:: What you should do ::
Find all lines in the records that include the word "this", and copy them out.

:: Listing ::
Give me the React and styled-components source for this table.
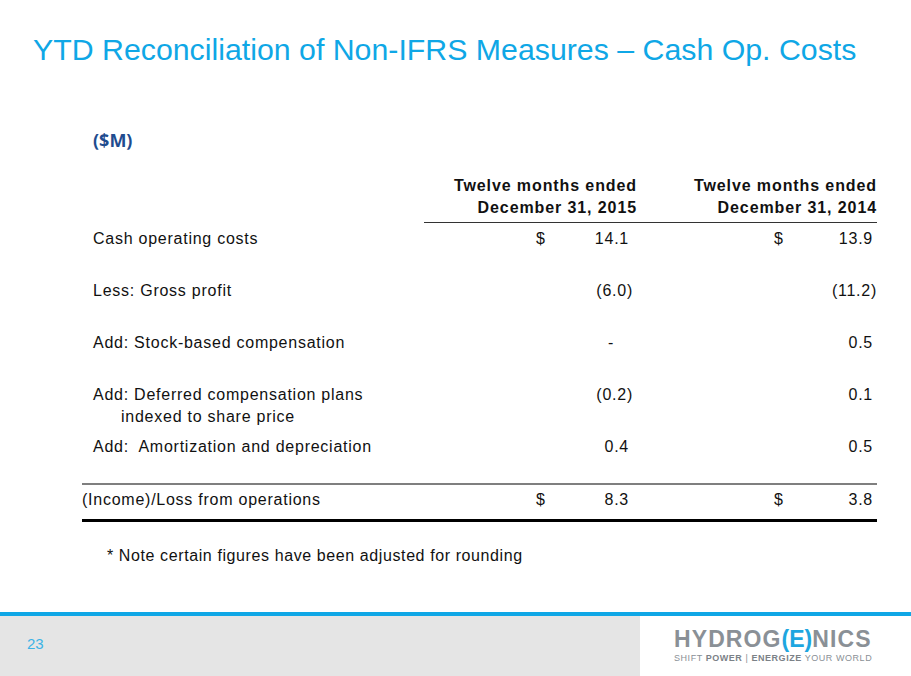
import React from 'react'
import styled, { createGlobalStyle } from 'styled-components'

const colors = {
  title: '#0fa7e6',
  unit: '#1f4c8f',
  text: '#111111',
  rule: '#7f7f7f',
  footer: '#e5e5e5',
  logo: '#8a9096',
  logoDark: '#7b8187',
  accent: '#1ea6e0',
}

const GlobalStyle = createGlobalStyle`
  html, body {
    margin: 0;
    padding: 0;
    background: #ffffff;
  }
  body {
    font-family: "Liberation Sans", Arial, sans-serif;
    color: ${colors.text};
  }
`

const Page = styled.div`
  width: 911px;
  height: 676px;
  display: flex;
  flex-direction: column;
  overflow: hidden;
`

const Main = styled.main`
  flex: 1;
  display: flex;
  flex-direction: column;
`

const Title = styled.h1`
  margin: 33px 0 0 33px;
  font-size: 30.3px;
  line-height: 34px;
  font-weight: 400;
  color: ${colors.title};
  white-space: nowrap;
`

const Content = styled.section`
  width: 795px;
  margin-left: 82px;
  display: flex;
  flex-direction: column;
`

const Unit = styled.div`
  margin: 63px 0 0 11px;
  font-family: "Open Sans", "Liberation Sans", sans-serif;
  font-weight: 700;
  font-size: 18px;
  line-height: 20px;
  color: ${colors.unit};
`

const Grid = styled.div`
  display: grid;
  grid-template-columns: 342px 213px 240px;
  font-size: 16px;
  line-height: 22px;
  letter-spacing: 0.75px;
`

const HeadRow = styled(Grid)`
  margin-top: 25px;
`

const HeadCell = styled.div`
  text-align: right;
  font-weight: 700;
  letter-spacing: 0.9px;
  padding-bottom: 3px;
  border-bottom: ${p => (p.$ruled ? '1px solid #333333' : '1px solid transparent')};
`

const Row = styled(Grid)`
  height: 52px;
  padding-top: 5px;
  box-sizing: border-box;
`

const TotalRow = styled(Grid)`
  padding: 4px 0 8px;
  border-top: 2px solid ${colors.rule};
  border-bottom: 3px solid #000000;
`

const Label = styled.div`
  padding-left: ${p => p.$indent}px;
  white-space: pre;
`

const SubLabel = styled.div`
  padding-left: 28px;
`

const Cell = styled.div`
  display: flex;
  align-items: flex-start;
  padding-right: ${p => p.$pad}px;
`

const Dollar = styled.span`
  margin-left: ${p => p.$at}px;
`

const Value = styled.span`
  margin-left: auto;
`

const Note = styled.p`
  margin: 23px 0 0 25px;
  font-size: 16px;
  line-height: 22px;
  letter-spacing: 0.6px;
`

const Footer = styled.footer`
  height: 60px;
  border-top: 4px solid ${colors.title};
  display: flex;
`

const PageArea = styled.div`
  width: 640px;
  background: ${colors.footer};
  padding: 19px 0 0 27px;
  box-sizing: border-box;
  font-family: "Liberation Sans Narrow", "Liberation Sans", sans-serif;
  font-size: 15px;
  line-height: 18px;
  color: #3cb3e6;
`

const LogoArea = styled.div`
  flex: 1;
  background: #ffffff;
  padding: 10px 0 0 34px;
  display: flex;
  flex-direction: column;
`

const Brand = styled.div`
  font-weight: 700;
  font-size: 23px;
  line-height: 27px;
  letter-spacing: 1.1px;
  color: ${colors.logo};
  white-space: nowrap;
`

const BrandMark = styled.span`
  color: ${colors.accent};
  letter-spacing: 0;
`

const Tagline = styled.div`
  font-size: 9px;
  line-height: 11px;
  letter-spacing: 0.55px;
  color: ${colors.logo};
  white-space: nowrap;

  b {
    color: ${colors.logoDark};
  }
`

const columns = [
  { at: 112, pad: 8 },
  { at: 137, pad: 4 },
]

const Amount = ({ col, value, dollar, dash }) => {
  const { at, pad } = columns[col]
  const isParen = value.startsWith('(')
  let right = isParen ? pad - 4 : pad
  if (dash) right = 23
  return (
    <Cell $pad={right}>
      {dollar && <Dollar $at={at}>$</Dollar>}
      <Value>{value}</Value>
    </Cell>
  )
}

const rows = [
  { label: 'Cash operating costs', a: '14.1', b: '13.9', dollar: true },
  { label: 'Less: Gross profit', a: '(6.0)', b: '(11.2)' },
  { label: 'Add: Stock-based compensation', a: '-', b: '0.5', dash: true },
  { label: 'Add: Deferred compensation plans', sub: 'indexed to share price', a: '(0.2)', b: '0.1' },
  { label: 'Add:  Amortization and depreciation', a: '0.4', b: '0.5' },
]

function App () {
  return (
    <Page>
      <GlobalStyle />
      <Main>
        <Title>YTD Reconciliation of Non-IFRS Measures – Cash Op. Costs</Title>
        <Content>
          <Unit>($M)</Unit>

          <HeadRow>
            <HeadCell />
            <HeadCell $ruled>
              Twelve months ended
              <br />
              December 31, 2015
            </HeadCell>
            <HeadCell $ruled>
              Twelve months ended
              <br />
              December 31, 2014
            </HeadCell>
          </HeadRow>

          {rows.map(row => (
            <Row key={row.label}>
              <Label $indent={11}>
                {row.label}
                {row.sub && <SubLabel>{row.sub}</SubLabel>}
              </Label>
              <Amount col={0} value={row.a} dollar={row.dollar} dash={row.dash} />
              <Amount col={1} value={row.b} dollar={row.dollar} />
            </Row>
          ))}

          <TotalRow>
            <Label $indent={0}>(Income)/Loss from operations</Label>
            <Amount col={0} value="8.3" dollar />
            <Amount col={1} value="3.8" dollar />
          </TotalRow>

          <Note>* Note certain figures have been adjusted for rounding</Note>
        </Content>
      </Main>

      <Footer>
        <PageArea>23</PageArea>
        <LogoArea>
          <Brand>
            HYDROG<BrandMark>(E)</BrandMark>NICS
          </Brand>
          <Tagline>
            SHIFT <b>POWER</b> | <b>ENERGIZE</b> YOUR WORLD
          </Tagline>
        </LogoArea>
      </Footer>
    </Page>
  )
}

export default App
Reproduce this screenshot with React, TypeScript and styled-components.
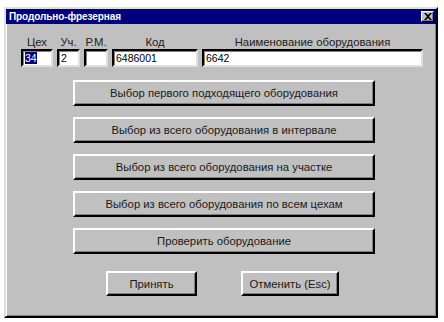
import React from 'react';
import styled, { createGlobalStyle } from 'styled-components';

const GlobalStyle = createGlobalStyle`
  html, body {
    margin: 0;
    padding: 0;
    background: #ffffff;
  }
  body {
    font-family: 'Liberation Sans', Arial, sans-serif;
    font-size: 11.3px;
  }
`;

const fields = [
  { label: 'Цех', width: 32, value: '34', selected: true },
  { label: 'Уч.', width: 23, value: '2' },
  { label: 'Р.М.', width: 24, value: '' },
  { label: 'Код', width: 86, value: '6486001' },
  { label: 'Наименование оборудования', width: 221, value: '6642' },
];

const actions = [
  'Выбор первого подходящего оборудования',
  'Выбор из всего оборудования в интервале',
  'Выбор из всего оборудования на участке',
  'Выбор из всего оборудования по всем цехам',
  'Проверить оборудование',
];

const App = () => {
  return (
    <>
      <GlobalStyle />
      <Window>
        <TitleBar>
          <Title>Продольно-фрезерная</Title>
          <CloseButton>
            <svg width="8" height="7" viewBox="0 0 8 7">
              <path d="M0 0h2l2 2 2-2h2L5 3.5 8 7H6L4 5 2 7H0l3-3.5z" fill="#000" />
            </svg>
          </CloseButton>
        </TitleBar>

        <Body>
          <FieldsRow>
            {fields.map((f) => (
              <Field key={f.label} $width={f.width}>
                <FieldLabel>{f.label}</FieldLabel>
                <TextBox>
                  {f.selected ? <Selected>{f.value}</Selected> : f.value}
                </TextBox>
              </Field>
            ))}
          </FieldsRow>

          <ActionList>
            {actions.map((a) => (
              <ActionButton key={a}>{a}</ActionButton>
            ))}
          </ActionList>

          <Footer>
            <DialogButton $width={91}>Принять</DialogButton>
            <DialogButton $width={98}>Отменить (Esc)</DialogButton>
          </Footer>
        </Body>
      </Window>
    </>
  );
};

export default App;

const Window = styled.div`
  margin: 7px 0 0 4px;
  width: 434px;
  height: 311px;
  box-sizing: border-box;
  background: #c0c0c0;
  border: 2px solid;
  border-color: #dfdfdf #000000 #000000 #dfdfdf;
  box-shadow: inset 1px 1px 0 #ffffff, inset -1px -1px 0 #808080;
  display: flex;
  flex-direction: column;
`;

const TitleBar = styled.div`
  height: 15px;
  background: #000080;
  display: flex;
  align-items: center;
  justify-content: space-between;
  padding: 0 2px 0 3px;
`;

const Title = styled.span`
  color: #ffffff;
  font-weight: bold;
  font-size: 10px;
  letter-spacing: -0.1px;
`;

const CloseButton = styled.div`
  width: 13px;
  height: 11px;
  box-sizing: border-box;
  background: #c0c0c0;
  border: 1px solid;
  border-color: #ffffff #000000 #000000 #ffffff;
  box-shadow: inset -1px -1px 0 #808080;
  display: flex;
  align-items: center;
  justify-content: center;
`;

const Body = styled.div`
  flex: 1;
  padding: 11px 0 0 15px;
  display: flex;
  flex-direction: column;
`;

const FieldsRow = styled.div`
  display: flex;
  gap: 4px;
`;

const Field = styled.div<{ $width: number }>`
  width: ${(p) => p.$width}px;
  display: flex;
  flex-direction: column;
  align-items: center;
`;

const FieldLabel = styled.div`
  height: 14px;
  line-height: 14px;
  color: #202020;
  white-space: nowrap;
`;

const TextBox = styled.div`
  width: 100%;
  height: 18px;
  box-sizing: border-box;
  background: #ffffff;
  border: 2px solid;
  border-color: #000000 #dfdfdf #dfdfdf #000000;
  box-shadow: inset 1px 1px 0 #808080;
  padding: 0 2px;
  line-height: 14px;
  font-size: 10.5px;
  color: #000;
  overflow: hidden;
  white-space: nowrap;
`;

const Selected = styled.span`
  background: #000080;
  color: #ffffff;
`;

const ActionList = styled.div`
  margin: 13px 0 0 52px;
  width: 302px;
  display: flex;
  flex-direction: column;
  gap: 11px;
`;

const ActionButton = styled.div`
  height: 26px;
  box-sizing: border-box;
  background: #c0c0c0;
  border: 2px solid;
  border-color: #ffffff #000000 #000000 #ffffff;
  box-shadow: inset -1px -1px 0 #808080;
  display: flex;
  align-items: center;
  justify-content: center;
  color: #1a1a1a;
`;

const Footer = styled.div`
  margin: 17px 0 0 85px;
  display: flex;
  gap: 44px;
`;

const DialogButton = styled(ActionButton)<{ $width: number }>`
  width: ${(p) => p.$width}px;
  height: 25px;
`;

:: Complete response ::
Give me the React and styled-components source for this table.
Reproduce this screenshot with React, TypeScript and styled-components.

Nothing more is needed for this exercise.